The upstart anti-austerity Syriza party didn’t just win this past week’s elections in Greece—it won big, coming just short of an absolute majority. Their victory overturned decades of rule by establishment parties of the left and right and provided inspiration to similar political movements across Europe. But instead of being a surprise, the question many ask is why did it take so long?
Syriza’s victory follows five years of punishing austerity implemented by the established parties and the so-called Troika following a “debt crisis”. But instead of improving Greece’s fiscal situation and economy, the deep spending cuts, privatization, wage suppression and other austerity measures made it much worse. The economy shrank by 30%, the unemployment rate tripled to over 25% (with youth jobless over 50%) and millions were forced into poverty. Despite cutting public spending by more than a fifth, Greece’s debt situation got worse, not better, with its debt/GDP ratio rising by almost 40 percent to 175% of the country’s GDP.
There should be no mincing words: people in Greece and other European countries were forced into economic depression and condemned to unnecessary misery by wrong-headed economic policies. Syriza aims to turn those around by increasing minimum wages, creating jobs, restoring collective bargaining and public services, reforming taxes, reducing the power of the oligarchy, reforming public administration and renegotiating the country’s debts. While some argue they will need to moderate their demands, others such as Nobel economist Paul Krugman say “they’re not radical enough.”
While most reasonable economists—including international organizations such as the IMF, OECD, World Bank, ILO and others—agree austerity has failed and that stronger wage growth and greater equality is needed to improve the economy, we remain saddled with politicians who persist with zombie economic policies. Policies of cutting spending, suppressing wages and relying on ultra-low interest rates to stimulate the economy have resulted in a seven-year slump while also further inflating asset prices, which will make the inevitable bust even worse.
Doug Porter, chief economist of BMO had to resort to irony and sarcasm in his attempt to rationalize the Bank of Canada’s recent interest rate cut. Meanwhile, billionaire investor and economic thinker George Soros told the World Economic Forum that current policies reinforce inequality because “excessive reliance on monetary policy tends to enrich the owners of property and at the same time will not relieve the downward pressure on wages.” Instead he says nations need to tax and spend more to get our economies to grow stronger.
Bottom line: As another Nobel economist Joseph Stiglitz writes, “The big problem facing the world in 2015 is not economic. We know how to escape our current malaise. The problem is our stupid politics.”
- More of the same. In an election-style speech, Prime Minister Harper touted his policies of free trade, getting tough on crime and plans to balance the budget this year. Meanwhile economist Chris Ragan writes “if the government really cares about the economy, it will avoid any spending cuts, delay its target for budget balances and maybe even announce some modest spending increases.”
- Oil spillovers.
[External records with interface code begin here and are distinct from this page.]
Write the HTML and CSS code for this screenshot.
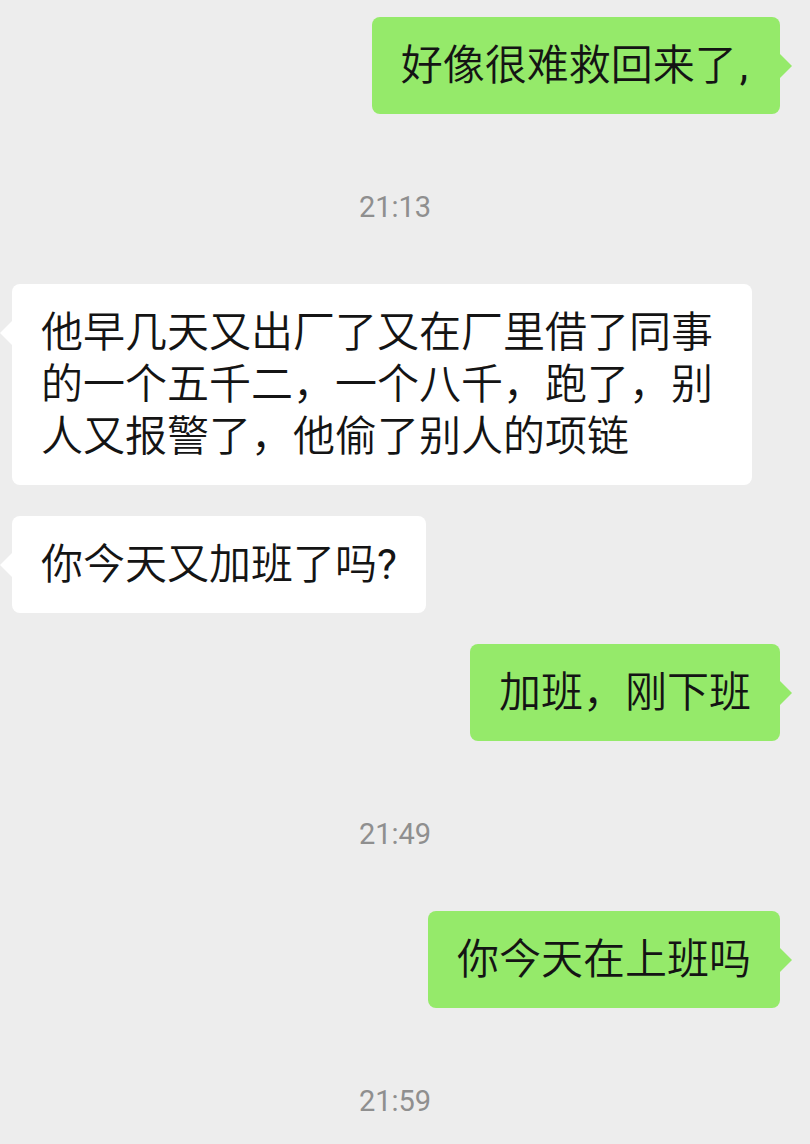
FILE: index.html
```html
<!DOCTYPE html>
<html lang="zh-CN">
<head>
<meta charset="utf-8">
<title>Chat</title>
<link rel="stylesheet" href="styles.css">
</head>
<body>
<main class="chat">
  <div class="row row-me"><div class="bubble bubble-me">好像很难救回来了<span class="latin punct">,</span></div></div>
  <div class="time">21:13</div>
  <div class="row row-other"><div class="bubble bubble-other">他早几天又出厂了又在厂里借了同事的一个五千二，一个八千，跑了，别人又报警了，他偷了别人的项链</div></div>
  <div class="row row-other"><div class="bubble bubble-other">你今天又加班了吗<span class="latin">?</span></div></div>
  <div class="row row-me"><div class="bubble bubble-me">加班，刚下班</div></div>
  <div class="time">21:49</div>
  <div class="row row-me"><div class="bubble bubble-me">你今天在上班吗</div></div>
  <div class="time">21:59</div>
</main>
</body>
</html>
```

FILE: styles.css
```css
html, body {
  margin: 0;
  padding: 0;
  background: #ededed;
}

body {
  width: 810px;
  height: 1144px;
  overflow: hidden;
  font-family: Roboto, "Noto Sans CJK SC", sans-serif;
}

.chat {
  display: flex;
  flex-direction: column;
  gap: 31px;
  padding-top: 17px;
}

.row {
  display: flex;
}

.row-me {
  justify-content: flex-end;
  padding-right: 30px;
}

.row-other {
  justify-content: flex-start;
  padding-left: 12px;
}

.bubble {
  position: relative;
  box-sizing: border-box;
  max-width: 740px;
  padding: 22.5px 29px;
  border-radius: 8px;
  font-size: 42px;
  font-weight: 350;
  line-height: 52px;
  color: #141414;
  word-break: break-all;
}

.latin {
  font-weight: 400;
}

.punct {
  margin-left: 3px;
  margin-right: 3px;
}

.bubble-me {
  background: #95ea6a;
}

.bubble-other {
  background: #ffffff;
}

.bubble::after {
  content: "";
  position: absolute;
  top: 37px;
  width: 0;
  height: 0;
  border-top: 12px solid transparent;
  border-bottom: 12px solid transparent;
}

.bubble-me::after {
  right: -12px;
  border-left: 12px solid #95ea6a;
}

.bubble-other::after {
  left: -12px;
  border-right: 12px solid #ffffff;
}

.time {
  margin: 42px 0 26px;
  padding-right: 20px;
  height: 40px;
  line-height: 40px;
  text-align: center;
  font-family: Roboto, sans-serif;
  font-size: 29px;
  color: #8f8f8f;
}
```
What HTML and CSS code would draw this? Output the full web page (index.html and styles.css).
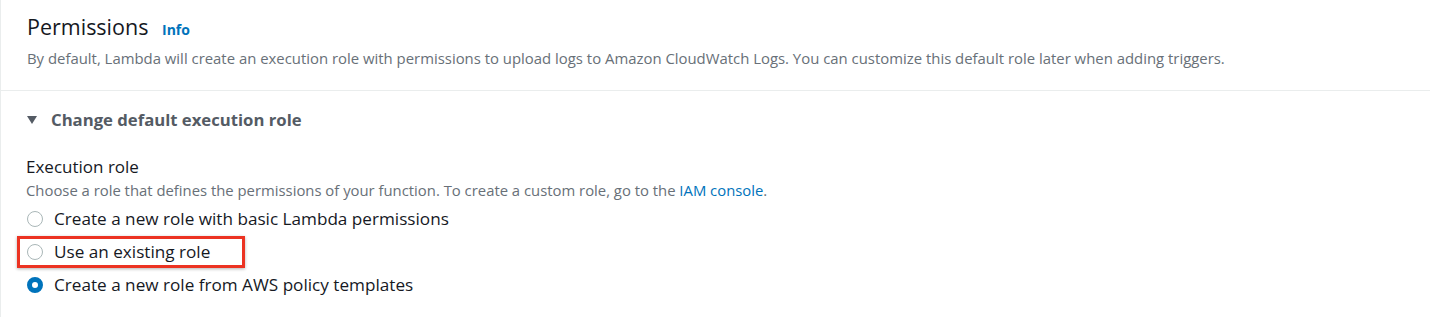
FILE: index.html
```html
<!DOCTYPE html>
<html lang="en">
<head>
    <meta charset="UTF-8">
    <meta name="viewport" content="width=device-width, initial-scale=1.0">
    <title>Permissions</title>
    <link rel="stylesheet" href="styles.css">
</head>
<body>
    <div class="panel">
        <div class="panel-header">
            <h2>Permissions <a href="#" class="info">Info</a></h2>
            <p class="desc">By default, Lambda will create an execution role with permissions to upload logs to Amazon CloudWatch Logs. You can customize this default role later when adding triggers.</p>
        </div>

        <div class="panel-body">
            <div class="expander">
                <span class="caret"></span>
                <span>Change default execution role</span>
            </div>

            <div class="field">
                <div class="field-label">Execution role</div>
                <div class="field-desc">Choose a role that defines the permissions of your function. To create a custom role, go to the <a href="#">IAM console</a>.</div>
                <div class="options">
                    <label class="option">
                        <span class="radio"></span>
                        <span>Create a new role with basic Lambda permissions</span>
                    </label>
                    <label class="option marked">
                        <span class="radio"></span>
                        <span>Use an existing role</span>
                    </label>
                    <label class="option">
                        <span class="radio checked"></span>
                        <span>Create a new role from AWS policy templates</span>
                    </label>
                </div>
            </div>
        </div>
    </div>
</body>
</html>
```

FILE: styles.css
```css
body {
    font-family: "Open Sans", Arial, sans-serif;
    margin: 0;
    background-color: #fff;
    color: #16191f;
}
.panel {
    border-left: 1px solid #eaeded;
    height: 317px;
}
.panel-header {
    padding: 13px 26px 22px 26px;
    border-bottom: 1px solid #eaeded;
}
.panel-header h2 {
    margin: 0;
    font-size: 21.5px;
    font-weight: 400;
    line-height: 28px;
    color: #16191f;
}
.info {
    margin-left: 8px;
    font-size: 14px;
    font-weight: 700;
    color: #0073bb;
    text-decoration: none;
}
.desc {
    margin: 4px 0 0 0;
    font-size: 14.9px;
    line-height: 20px;
    color: #687078;
}
.panel-body {
    padding: 17px 26px 0 25px;
}
.expander {
    display: flex;
    align-items: center;
    gap: 14px;
    font-size: 16.7px;
    font-weight: 700;
    line-height: 24px;
    color: #545b64;
}
.caret {
    width: 0;
    height: 0;
    margin-left: 1px;
    border-left: 5px solid transparent;
    border-right: 5px solid transparent;
    border-top: 8px solid #545b64;
}
.field {
    margin-top: 24px;
}
.field-label {
    font-size: 17px;
    line-height: 22px;
}
.field-desc {
    margin-top: 3px;
    font-size: 14.85px;
    line-height: 18px;
    color: #687078;
}
.field-desc a {
    color: #0073bb;
    text-decoration: none;
}
.options {
    margin-top: 3px;
}
.option {
    position: relative;
    display: flex;
    align-items: center;
    gap: 11px;
    width: fit-content;
    height: 33px;
    font-size: 17.15px;
    color: #16191f;
}
.radio {
    box-sizing: border-box;
    width: 16px;
    height: 16px;
    margin-left: 1px;
    border: 1px solid #aab7b8;
    border-radius: 50%;
    background-color: #fff;
}
.radio.checked {
    border: 5px solid #0073bb;
}
.marked::after {
    content: "";
    position: absolute;
    left: -9px;
    right: -35px;
    top: 1px;
    bottom: 0;
    border: 3px solid #ec3322;
    box-shadow: 0 1px 3px rgba(0, 0, 0, 0.3);
}
```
Ottawa’s Parliamentary Budget Officer calculates if oil prices remain at $48/ barrel, it will reduce the federal government’s surplus by approximately $5 billion annually. It would also reduce the balance of other governments in Canada by about $4 billion but while some would lose, others would gain. And the TD Bank says oil prices should remain relatively low for longer
- The last will be the first and the first last. With the drop in oil prices, TD Economics cut its forecast for Canadian economic growth to 2% this year but boosted its forecast for S. growth to 3.2%. At the provincial level, while Alberta and Newfoundland go from boom to bust, Ontario and BC are now expected to lead the country in economic and employment growth this year and next, both growing faster than previously expected.
- Inflation dips. Although lower energy prices knocked national consumer price inflation down to 1.5% in December, it averaged 2.0% for 2014 overall. BMO and TD banks now forecast inflation will average less than 1.0% in 2015, but rise slightly above 2% in 2016.
- Real wages down in BC and Ontario. Workers in Ontario and British Columbia saw their median average wages decline in real dollar terms from 2006 to 2012, including by as much as -13.6% in Windsor, -2.8% in Toronto and -3% in Vancouver, analysis by Broadbent Institute Wages for workers in Saskatchewan and Newfoundland and Labrador increased the most during this period.
- The cost of unpaid care provided by Canadian workers for family (not including parenting) and friends with long-term health conditions adds up to $1.3 billion and over 100 million hours per year for employers, according to the Conference Board and a new report by a federal employers’ panel and a Conference Board report, Making the Business Case for Investments in Workplace Health and Wellness. With a shortage of other supports, including long-term care, more than a third of employees have to juggle work and family responsibilities and take unpaid time off to care for loved ones.
- Baby blue T-Bird for $60K? Just as the Alberta government prepared plans to restrain spending and travel, Premier Jim Prentice flew to Arizona to buy a ‘56 white and baby blue Thunderbird in a classic car auction for $60,000, well above Albertan’s average income. While it was on his own coin and he plans to give it to his grandson and it may look real nice….it don’t look too good for the Premier One-Percenter to drop so much on expensive hobbies while telling the rest of the province to restrain themselves.